Start of Exercise data
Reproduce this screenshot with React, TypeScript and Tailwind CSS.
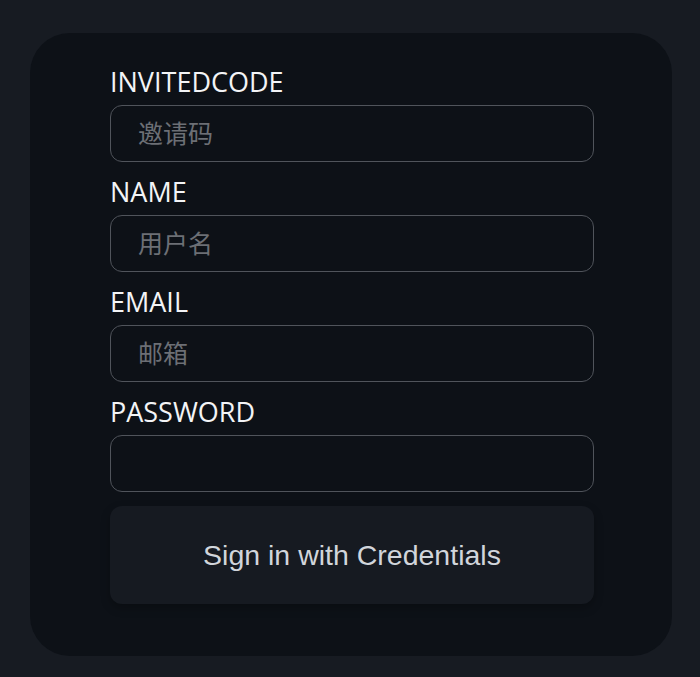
const fields = [
  { label: 'INVITEDCODE', placeholder: '邀请码', type: 'text' },
  { label: 'NAME', placeholder: '用户名', type: 'text' },
  { label: 'EMAIL', placeholder: '邮箱', type: 'email' },
  { label: 'PASSWORD', placeholder: '', type: 'password' },
];

const App = () => {
  return (
    <div className="min-h-[677px] w-full bg-[#171b22] pt-[33px] pl-[30px]">
      <div className="w-[642px] h-[623px] rounded-[40px] bg-[#0d1117] pt-[33px] pl-[80px] pr-[78px] pb-[52px]">
        <form className="flex flex-col" onSubmit={(e) => e.preventDefault()}>
          {fields.map((f) => (
            <div key={f.label} className="flex flex-col mb-[14px]">
              <label className="text-[27px] leading-[32px] text-[#f3f4f6] font-['Open_Sans',sans-serif] mb-[7px]">
                {f.label}
              </label>
              <input
                type={f.type}
                placeholder={f.placeholder}
                className="h-[57px] w-full rounded-[12px] border border-[#50545b] bg-[#0d1117] pl-[27px] pb-[3px] text-[25px] text-[#e5e7eb] placeholder:text-[#6c6f75] outline-none font-['Noto_Sans_CJK_SC',sans-serif]"
              />
            </div>
          ))}
          <button
            type="submit"
            className="h-[98px] w-full rounded-[12px] bg-[#161a21] text-[28.5px] text-[#d1d5db] font-['Liberation_Sans',Arial,sans-serif] shadow-[0_4px_10px_rgba(0,0,0,0.25)]"
          >
            Sign in with Credentials
          </button>
        </form>
      </div>
    </div>
  );
};

export default App;
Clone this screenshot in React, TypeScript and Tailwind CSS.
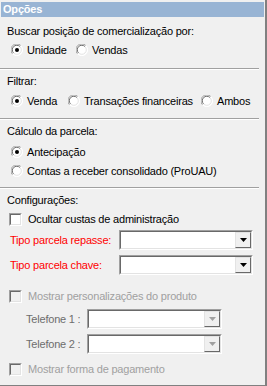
import React from 'react'

const font = { fontFamily: '"Liberation Sans", Arial, sans-serif', letterSpacing: '-0.2px' }

function Radio({ checked, disabled }: { checked?: boolean; disabled?: boolean }) {
    return (
        <svg width="12" height="12" viewBox="0 0 12 12" className="shrink-0">
            <circle cx="6" cy="6" r="5.5" fill={disabled ? '#f0f0f0' : '#ffffff'} />
            <path d="M1.6 9.9 A5.5 5.5 0 0 1 9.9 1.6" fill="none" stroke="#a0a0a0" strokeWidth="1" />
            <path d="M2.6 9 A4.3 4.3 0 0 1 9 2.6" fill="none" stroke="#696969" strokeWidth="1" />
            <path d="M9.9 1.6 A5.5 5.5 0 0 1 1.6 9.9" fill="none" stroke="#ffffff" strokeWidth="1" />
            <path d="M9 2.6 A4.3 4.3 0 0 1 2.6 9" fill="none" stroke="#e3e3e3" strokeWidth="1" />
            {checked && <circle cx="6" cy="6" r="2" fill="#000000" />}
        </svg>
    )
}

// radio + label, fixed width so the next radio lands where it should
function Opt({ label, checked, width }: { label: string; checked?: boolean; width?: number }) {
    return (
        <span className="flex items-center shrink-0" style={width ? { width } : undefined}>
            <Radio checked={checked} />
            <span className="ml-[4px]">{label}</span>
        </span>
    )
}

function Check({ disabled }: { disabled?: boolean }) {
    return (
        <span className="block w-[13px] h-[13px] shrink-0 border-t border-l border-[#a0a0a0] border-r-white border-b-white border-r border-b">
            <span className={`block w-full h-full border-t border-l border-[#696969] border-r border-b border-r-[#e3e3e3] border-b-[#e3e3e3] ${disabled ? 'bg-[#f0f0f0]' : 'bg-white'}`} />
        </span>
    )
}

function Combo({ width, disabled }: { width: number; disabled?: boolean }) {
    return (
        <span
            className="flex h-[20px] shrink-0 border-t border-l border-[#a0a0a0] border-r border-b border-r-white border-b-white"
            style={{ width }}
        >
            <span className="flex flex-1 border-t border-l border-[#696969] border-r border-b border-r-[#e3e3e3] border-b-[#e3e3e3] bg-white">
                <span className="flex-1" />
                <span className="w-[16px] h-full flex items-center justify-center bg-[#f0f0f0] border-t border-l border-[#e3e3e3] border-r border-b border-r-[#696969] border-b-[#696969]">
                    <svg width="7" height="4" viewBox="0 0 7 4">
                        <path d="M0 0 H7 L3.5 4 Z" fill={disabled ? '#a0a0a0' : '#000000'} />
                    </svg>
                </span>
            </span>
        </span>
    )
}

function Sep() {
    return (
        <div className="w-[259px]">
            <div className="h-px bg-[#a0a0a0]" />
            <div className="h-px bg-white" />
        </div>
    )
}

export default function App() {
    return (
        <div className="w-[267px] h-[386px] bg-[#f0f0f0] text-[11px] text-black border-r-2 border-b border-[#808080] overflow-hidden" style={font}>
            <div className="pt-[2px] pl-[1px] pr-[1px]">
                <div className="h-[15px] bg-[#98b4d4] text-white font-bold pl-[2px] flex items-center leading-none">Opções</div>
            </div>

            <div className="pl-[7px] mt-[6px] h-[16px] flex items-center">Buscar posição de comercialização por:</div>
            <div className="mt-[3px] h-[16px] flex items-center pl-[11px]">
                <Opt label="Unidade" checked width={65} />
                <Opt label="Vendas" />
            </div>

            <div className="mt-[10px]"><Sep /></div>

            <div className="pl-[7px] mt-[3px] h-[16px] flex items-center">Filtrar:</div>
            <div className="mt-[4px] h-[16px] flex items-center pl-[11px]">
                <Opt label="Venda" checked width={57} />
                <Opt label="Transações financeiras" width={133} />
                <Opt label="Ambos" />
            </div>

            <div className="mt-[9px]"><Sep /></div>

            <div className="pl-[7px] mt-[3px] h-[16px] flex items-center">Cálculo da parcela:</div>
            <div className="mt-[5px] h-[16px] flex items-center pl-[11px]">
                <Opt label="Antecipação" checked />
            </div>
            <div className="mt-[3px] h-[16px] flex items-center pl-[11px]">
                <Opt label="Contas a receber consolidado (ProUAU)" />
            </div>

            <div className="mt-[8px]"><Sep /></div>

            <div className="pl-[7px] mt-[3px] h-[16px] flex items-center">Configurações:</div>
            <div className="mt-[3px] h-[16px] flex items-center pl-[9px]">
                <Check />
                <span className="ml-[6px]">Ocultar custas de administração</span>
            </div>
            <div className="mt-[3px] h-[20px] flex items-center pl-[10px] text-[#ff0000]">
                <span className="w-[109px]">Tipo parcela repasse:</span>
                <Combo width={134} />
            </div>
            <div className="mt-[5px] h-[20px] flex items-center pl-[10px] text-[#ff0000]">
                <span className="w-[109px]">Tipo parcela chave:</span>
                <Combo width={134} />
            </div>

            <div className="mt-[13px] h-[16px] flex items-center pl-[9px] text-[#a0a0a0]">
                <Check disabled />
                <span className="ml-[6px]">Mostrar personalizações do produto</span>
            </div>
            <div className="mt-[5px] h-[20px] flex items-center pl-[26px] text-[#6d6d6d]">
                <span className="w-[61px]">Telefone 1 :</span>
                <Combo width={135} disabled />
            </div>
            <div className="mt-[5px] h-[20px] flex items-center pl-[26px] text-[#6d6d6d]">
                <span className="w-[61px]">Telefone 2 :</span>
                <Combo width={135} disabled />
            </div>

            <div className="mt-[7px] h-[16px] flex items-center pl-[9px] text-[#a0a0a0]">
                <Check disabled />
                <span className="ml-[6px]">Mostrar forma de pagamento</span>
            </div>
        </div>
    )
}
End of Exercise data
Your task: Only lines belong in the copy: transcribe those from the start of the data through the line that contains "sans-serif', letterSpacing: '-0.2px'", and skip the pictures.

The answer:
Reproduce this screenshot with React, TypeScript and Tailwind CSS.
const fields = [
  { label: 'INVITEDCODE', placeholder: '邀请码', type: 'text' },
  { label: 'NAME', placeholder: '用户名', type: 'text' },
  { label: 'EMAIL', placeholder: '邮箱', type: 'email' },
  { label: 'PASSWORD', placeholder: '', type: 'password' },
];

const App = () => {
  return (
    <div className="min-h-[677px] w-full bg-[#171b22] pt-[33px] pl-[30px]">
      <div className="w-[642px] h-[623px] rounded-[40px] bg-[#0d1117] pt-[33px] pl-[80px] pr-[78px] pb-[52px]">
        <form className="flex flex-col" onSubmit={(e) => e.preventDefault()}>
          {fields.map((f) => (
            <div key={f.label} className="flex flex-col mb-[14px]">
              <label className="text-[27px] leading-[32px] text-[#f3f4f6] font-['Open_Sans',sans-serif] mb-[7px]">
                {f.label}
              </label>
              <input
                type={f.type}
                placeholder={f.placeholder}
                className="h-[57px] w-full rounded-[12px] border border-[#50545b] bg-[#0d1117] pl-[27px] pb-[3px] text-[25px] text-[#e5e7eb] placeholder:text-[#6c6f75] outline-none font-['Noto_Sans_CJK_SC',sans-serif]"
              />
            </div>
          ))}
          <button
            type="submit"
            className="h-[98px] w-full rounded-[12px] bg-[#161a21] text-[28.5px] text-[#d1d5db] font-['Liberation_Sans',Arial,sans-serif] shadow-[0_4px_10px_rgba(0,0,0,0.25)]"
          >
            Sign in with Credentials
          </button>
        </form>
      </div>
    </div>
  );
};

export default App;
Clone this screenshot in React, TypeScript and Tailwind CSS.
import React from 'react'

const font = { fontFamily: '"Liberation Sans", Arial, sans-serif', letterSpacing: '-0.2px' }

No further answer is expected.